» What you are asked to do
Tally the lines containing the word "component", and report the tally alone.

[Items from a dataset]
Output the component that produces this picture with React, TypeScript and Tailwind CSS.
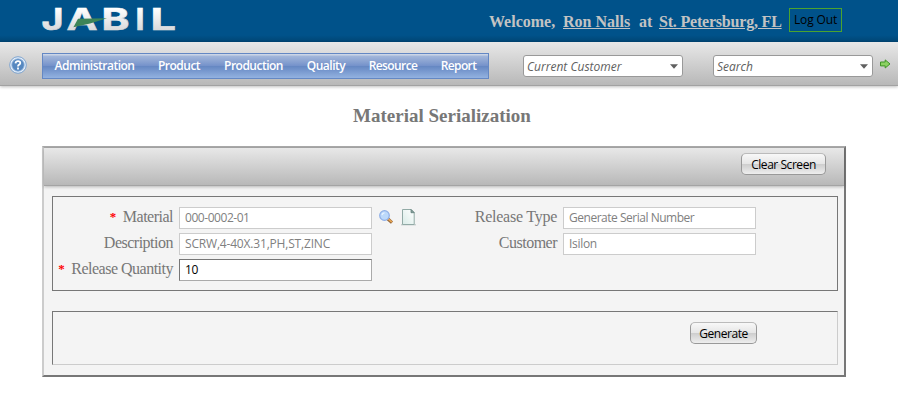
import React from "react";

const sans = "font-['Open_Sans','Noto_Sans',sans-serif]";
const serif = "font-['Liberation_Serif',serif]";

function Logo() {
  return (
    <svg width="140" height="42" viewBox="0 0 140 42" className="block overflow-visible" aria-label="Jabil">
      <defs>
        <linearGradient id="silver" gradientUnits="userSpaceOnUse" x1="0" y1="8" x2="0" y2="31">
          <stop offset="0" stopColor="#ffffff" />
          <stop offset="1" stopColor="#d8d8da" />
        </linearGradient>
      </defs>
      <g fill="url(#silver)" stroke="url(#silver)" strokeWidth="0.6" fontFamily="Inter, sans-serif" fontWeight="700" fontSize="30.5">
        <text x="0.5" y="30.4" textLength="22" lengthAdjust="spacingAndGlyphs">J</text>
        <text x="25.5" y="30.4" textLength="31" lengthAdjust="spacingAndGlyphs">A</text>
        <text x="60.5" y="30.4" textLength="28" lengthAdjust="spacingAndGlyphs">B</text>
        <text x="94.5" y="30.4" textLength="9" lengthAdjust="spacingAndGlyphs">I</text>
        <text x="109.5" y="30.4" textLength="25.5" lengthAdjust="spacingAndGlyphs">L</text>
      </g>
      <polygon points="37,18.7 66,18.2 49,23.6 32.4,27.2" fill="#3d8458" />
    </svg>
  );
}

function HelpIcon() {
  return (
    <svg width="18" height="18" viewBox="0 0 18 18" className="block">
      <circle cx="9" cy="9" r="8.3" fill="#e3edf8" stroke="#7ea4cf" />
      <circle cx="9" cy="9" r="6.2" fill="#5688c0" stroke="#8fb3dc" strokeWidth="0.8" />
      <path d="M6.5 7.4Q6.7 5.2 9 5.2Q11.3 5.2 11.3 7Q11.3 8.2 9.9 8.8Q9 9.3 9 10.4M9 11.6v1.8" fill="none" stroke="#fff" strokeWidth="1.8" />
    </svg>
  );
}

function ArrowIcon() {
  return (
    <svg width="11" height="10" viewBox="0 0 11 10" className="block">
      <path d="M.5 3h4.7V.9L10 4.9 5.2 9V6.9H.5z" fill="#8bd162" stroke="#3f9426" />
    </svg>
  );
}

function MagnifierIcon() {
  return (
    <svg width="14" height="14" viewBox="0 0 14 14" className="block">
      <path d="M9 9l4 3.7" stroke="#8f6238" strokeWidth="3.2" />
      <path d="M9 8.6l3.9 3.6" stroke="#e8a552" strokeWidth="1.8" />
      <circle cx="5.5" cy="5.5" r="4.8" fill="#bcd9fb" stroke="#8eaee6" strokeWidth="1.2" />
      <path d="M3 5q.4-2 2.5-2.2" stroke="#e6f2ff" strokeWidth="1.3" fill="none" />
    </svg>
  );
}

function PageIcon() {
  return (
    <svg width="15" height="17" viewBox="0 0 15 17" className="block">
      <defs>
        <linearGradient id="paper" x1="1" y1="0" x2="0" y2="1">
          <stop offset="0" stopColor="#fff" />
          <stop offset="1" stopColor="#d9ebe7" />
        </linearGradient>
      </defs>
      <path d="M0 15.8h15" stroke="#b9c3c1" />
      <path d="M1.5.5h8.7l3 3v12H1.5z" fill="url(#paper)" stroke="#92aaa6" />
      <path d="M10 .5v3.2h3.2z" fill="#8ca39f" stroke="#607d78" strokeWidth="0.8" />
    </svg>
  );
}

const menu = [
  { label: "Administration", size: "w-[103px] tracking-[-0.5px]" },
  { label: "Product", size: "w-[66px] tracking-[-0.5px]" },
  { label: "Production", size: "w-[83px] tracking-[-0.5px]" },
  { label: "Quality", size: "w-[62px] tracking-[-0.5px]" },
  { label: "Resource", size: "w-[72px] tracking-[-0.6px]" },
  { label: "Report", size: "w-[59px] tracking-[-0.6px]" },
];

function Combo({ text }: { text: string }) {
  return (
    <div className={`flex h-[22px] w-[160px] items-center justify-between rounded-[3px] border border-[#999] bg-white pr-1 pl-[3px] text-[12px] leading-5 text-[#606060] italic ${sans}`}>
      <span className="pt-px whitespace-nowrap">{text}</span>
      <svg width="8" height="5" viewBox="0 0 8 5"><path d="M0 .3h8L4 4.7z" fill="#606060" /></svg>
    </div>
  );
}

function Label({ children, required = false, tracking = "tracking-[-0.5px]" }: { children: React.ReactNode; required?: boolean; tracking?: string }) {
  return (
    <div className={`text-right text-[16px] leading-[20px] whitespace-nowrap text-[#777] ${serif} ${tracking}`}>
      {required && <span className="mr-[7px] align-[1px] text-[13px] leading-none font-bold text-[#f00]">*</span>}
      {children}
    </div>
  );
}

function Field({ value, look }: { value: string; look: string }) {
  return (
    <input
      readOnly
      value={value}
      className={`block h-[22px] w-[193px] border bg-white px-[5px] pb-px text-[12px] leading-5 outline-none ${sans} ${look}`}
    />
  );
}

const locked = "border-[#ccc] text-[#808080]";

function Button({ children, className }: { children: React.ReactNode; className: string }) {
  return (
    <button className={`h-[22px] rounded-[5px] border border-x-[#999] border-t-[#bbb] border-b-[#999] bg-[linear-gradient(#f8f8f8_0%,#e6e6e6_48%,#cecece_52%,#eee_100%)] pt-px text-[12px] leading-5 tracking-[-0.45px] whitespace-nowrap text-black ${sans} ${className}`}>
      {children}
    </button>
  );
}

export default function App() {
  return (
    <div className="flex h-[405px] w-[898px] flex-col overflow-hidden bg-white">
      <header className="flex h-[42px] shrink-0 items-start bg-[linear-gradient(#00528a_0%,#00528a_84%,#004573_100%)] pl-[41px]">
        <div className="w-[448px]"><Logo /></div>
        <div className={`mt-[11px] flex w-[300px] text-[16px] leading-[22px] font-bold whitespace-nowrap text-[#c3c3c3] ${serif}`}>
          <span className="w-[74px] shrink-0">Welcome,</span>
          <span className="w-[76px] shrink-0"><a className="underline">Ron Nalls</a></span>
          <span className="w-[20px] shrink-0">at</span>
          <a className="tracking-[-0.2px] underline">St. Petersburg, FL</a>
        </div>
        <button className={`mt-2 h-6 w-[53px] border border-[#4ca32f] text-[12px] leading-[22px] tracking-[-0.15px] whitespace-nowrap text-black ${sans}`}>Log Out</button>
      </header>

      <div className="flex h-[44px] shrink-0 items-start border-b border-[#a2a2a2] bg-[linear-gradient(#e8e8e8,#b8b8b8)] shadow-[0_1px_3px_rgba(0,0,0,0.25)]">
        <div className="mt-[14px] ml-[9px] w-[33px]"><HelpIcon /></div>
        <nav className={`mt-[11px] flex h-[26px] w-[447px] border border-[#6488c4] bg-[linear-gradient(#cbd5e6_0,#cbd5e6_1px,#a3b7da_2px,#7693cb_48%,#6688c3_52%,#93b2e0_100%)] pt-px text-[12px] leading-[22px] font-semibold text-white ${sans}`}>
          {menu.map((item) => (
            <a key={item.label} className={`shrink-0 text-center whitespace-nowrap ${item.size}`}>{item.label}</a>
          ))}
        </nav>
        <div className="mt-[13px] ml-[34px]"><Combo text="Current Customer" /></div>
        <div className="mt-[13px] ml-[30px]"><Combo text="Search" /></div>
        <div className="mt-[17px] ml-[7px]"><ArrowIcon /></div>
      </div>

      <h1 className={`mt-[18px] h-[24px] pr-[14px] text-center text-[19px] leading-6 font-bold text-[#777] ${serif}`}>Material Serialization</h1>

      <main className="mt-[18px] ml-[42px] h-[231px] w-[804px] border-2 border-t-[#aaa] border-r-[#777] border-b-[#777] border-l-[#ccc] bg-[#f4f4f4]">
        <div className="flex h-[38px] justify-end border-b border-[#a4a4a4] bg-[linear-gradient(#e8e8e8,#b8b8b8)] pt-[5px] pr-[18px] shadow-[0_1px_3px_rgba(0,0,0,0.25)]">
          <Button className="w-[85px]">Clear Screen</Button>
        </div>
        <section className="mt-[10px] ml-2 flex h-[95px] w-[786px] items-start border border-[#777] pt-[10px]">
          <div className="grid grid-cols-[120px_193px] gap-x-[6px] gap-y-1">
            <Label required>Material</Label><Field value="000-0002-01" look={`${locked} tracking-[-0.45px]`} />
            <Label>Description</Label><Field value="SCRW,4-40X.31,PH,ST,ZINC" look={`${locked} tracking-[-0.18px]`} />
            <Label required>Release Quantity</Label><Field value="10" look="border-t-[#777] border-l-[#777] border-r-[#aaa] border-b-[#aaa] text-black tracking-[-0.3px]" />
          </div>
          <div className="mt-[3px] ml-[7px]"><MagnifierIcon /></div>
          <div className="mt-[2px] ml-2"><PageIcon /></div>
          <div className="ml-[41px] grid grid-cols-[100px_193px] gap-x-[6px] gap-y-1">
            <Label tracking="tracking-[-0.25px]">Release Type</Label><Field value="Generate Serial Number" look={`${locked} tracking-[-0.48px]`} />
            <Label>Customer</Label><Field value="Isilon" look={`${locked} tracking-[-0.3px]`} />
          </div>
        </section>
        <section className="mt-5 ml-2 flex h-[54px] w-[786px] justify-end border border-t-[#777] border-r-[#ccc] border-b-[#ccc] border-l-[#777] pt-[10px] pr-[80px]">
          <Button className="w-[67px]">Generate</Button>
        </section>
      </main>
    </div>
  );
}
* * *
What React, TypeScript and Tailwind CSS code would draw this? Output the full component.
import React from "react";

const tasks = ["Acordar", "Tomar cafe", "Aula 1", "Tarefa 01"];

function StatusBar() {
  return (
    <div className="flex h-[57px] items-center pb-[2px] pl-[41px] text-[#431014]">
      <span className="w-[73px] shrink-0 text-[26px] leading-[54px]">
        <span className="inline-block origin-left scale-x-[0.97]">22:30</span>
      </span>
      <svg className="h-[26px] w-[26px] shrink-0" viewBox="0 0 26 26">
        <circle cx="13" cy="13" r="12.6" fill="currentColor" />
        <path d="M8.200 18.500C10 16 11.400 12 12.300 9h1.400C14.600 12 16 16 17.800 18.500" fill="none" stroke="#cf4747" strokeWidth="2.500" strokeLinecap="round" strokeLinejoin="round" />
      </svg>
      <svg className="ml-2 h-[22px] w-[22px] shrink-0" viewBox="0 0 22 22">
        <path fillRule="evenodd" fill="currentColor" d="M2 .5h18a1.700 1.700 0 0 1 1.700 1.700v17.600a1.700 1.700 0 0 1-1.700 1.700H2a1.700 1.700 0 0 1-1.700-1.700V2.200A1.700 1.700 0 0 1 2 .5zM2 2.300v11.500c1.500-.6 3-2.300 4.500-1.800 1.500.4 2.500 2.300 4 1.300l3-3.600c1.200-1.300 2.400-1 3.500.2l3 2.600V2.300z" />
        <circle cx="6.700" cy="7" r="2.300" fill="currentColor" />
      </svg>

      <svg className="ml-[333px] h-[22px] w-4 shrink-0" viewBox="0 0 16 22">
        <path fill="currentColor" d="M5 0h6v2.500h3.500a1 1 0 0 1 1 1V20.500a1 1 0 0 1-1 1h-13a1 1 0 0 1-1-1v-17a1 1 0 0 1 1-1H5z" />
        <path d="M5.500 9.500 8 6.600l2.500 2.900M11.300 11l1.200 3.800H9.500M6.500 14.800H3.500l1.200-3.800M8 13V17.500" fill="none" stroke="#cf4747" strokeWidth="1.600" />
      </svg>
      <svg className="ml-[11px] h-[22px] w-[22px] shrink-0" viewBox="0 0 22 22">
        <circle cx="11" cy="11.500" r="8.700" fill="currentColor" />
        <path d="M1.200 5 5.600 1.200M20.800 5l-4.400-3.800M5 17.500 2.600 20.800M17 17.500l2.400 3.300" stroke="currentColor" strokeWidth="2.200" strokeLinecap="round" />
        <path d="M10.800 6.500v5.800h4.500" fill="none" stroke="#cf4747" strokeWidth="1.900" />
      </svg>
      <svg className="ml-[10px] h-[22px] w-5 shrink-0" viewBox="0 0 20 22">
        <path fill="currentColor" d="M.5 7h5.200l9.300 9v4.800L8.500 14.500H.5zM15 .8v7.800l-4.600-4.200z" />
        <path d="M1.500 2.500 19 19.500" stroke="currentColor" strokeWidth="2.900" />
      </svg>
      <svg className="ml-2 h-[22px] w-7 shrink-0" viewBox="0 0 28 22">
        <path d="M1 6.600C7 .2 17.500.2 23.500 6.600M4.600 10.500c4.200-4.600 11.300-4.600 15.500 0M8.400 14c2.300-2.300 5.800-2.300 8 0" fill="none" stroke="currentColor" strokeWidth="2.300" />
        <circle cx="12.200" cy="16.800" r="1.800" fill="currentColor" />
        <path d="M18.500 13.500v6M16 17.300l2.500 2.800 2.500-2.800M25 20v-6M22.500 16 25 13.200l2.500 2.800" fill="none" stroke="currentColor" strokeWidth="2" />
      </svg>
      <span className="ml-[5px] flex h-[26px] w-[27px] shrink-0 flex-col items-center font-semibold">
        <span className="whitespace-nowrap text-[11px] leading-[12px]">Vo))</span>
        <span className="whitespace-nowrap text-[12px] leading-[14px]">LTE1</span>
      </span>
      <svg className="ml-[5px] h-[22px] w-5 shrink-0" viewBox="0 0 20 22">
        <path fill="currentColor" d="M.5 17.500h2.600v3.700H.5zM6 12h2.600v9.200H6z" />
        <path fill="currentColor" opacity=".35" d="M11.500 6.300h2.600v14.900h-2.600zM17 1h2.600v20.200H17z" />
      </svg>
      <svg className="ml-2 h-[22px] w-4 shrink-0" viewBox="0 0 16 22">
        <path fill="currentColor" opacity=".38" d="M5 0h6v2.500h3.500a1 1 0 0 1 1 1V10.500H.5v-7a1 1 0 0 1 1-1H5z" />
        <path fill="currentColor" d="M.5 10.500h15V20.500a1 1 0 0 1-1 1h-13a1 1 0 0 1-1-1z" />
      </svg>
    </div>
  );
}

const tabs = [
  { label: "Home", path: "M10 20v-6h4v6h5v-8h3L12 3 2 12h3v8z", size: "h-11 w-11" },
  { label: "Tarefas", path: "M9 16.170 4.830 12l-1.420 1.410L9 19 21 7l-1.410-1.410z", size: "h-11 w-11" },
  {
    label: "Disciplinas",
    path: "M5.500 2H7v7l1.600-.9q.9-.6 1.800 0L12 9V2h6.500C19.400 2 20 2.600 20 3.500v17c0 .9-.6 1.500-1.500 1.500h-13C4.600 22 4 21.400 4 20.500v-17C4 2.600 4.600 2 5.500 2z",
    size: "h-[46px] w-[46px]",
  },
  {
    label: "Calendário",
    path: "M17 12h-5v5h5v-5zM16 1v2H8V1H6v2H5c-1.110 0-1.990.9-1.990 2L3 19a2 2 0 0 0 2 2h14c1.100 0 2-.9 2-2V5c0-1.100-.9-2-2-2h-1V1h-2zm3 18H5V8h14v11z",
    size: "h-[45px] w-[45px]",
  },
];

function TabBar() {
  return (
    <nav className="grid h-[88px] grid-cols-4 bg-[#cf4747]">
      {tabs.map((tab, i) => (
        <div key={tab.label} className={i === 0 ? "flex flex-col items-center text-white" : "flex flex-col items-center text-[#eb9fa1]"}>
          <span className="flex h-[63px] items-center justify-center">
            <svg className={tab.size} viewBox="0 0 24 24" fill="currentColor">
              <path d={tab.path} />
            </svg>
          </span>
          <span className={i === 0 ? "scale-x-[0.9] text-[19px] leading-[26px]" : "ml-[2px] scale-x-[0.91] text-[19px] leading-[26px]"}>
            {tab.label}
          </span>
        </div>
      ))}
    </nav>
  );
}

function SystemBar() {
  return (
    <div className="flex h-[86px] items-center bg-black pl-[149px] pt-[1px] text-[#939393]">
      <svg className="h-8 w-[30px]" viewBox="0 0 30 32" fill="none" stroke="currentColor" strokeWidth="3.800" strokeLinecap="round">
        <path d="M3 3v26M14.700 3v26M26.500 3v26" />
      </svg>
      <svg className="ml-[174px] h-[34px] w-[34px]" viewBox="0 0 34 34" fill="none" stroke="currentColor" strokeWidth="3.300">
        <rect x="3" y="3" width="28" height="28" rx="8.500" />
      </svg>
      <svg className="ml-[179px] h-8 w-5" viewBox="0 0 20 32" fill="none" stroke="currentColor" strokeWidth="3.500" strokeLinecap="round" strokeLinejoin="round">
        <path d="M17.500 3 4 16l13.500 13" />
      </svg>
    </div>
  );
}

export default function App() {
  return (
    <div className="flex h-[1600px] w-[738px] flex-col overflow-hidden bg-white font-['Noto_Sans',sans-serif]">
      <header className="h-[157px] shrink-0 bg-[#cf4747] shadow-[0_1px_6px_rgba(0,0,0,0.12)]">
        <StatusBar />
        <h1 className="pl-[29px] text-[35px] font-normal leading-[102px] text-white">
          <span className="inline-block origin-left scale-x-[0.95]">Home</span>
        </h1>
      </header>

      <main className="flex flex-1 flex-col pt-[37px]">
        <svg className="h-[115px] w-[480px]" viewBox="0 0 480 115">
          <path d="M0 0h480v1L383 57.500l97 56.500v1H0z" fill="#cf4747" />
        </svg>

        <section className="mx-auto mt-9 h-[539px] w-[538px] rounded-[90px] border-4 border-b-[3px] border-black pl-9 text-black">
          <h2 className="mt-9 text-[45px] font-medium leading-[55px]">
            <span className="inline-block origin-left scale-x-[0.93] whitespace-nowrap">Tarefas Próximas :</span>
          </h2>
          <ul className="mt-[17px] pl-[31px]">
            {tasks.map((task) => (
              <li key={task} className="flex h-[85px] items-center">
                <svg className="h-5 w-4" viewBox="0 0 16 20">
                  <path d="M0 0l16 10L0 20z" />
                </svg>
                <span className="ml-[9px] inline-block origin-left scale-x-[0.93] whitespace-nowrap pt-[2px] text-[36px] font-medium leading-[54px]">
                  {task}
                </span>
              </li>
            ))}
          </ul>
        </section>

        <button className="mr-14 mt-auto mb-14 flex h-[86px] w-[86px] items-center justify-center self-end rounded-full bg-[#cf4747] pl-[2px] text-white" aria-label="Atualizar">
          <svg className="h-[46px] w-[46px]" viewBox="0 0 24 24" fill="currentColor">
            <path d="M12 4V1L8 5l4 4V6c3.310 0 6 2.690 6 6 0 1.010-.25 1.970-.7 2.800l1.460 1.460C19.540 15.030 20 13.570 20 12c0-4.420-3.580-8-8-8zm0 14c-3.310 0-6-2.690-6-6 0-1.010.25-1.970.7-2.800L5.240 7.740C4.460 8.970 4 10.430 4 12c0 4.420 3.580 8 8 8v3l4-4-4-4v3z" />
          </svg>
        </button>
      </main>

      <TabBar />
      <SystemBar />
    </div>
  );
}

» Task output
2